Y quede muy claro que no pretendo sugerir con ello que no haya habido cosas interesantes –y mucho– en el Congreso de Burgos. Pienso, muy en particular, en el espléndido Elogio del enamorado y el reaccionario de Xavier Rubert de Ventós, modelo, rayando en lo perfecto, de una brillantez expositiva verdaderamente deslumbrante; o en la hermosa (aunque desmedida) intervención de Eugenio Trías. Creo que, aunque sólo fuera por el inmenso placer que la escucha de ambas ponencias –muy en particular la primera– me proporcionaron, ha valido la pena el soportar el espectáculo, con frecuencia bochornoso, de unos coloquios en los que la ignorancia y la mediocridad solían correr parejos sólo con la osadía de sus agentes. ¡Cuánto lamentamos más de uno, en medio de aquel maremagnum deprimente de coloquiantes indocumentados, la ausencia del bulldozer-Bueno!
Pero, en fin, así están las cosas. Las funciones han cambiado. No diré yo siquiera que haya que comenzar a plantearse la necesidad de abandonar el barco a su desguace. El barco ha sido ya, de hecho, abandonado. Y ya se sabe lo que sucede con los barcos abandonados: que, a veces, les da por poblarse de fantasmas. El problema es ahora otro: el de saber si, en un momento en el que las alternativas son aún inexistentes, no habrá sido un error considerable haber cedido los Congresos a la crítica polvorienta de los roedores, con tanta precipitación.

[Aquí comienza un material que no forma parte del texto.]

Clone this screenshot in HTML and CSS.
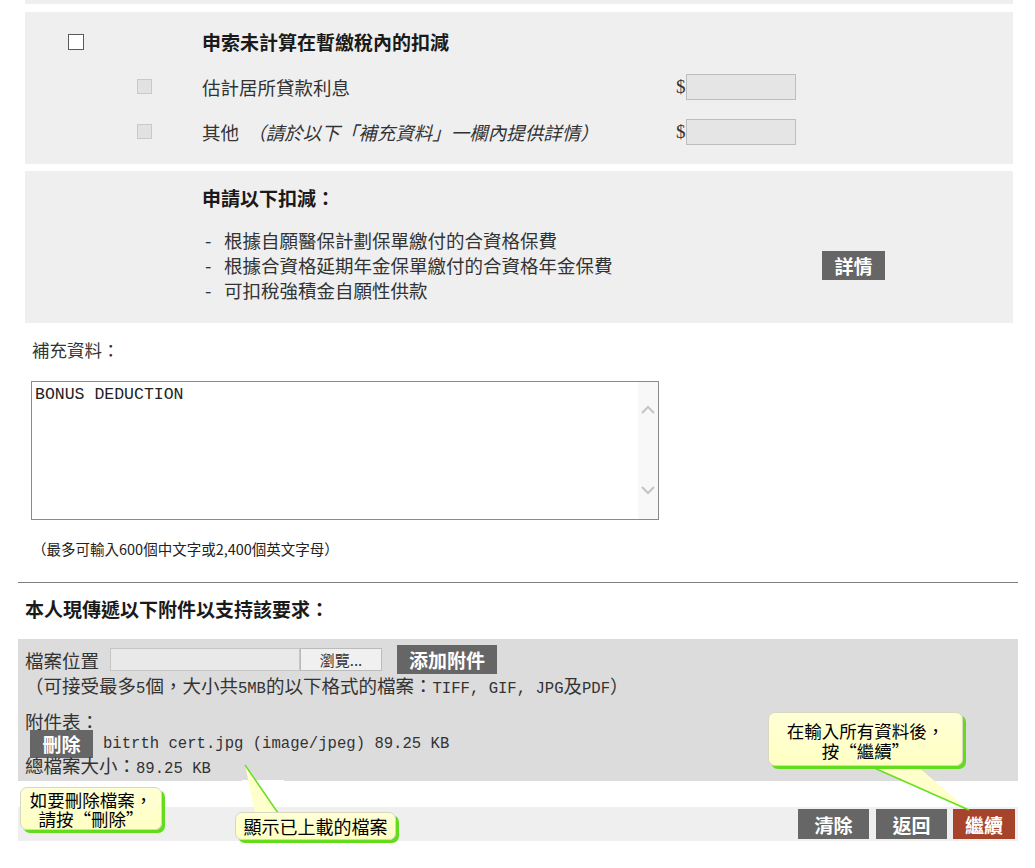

No sé si, en medio del clima asfixiante de derrota y decepción que el ocaso del franquismo nos deja como herencia, lograrán los esfuerzos de los compañeros sevillanos relanzar el año próximo este algo que tanto se va asemejando a un cadáver querido. En todo caso, en medio de la crisis profunda que nos sacude, tal vez vaya siendo hora de que los filósofos marxistas españoles comencemos a tratar de plantear, desde el principio, cuáles son nuestros proyectos, nuestros medios, las formas actuales de nuestra lucha por el marxismo, de nuestra lucha por la filosofía, de nuestra lucha, en fin, por ese “basilisco, cuya mirada nos ha iluminado al mismo tiempo que nos helaba” (Boris Pasternak, El año 1905).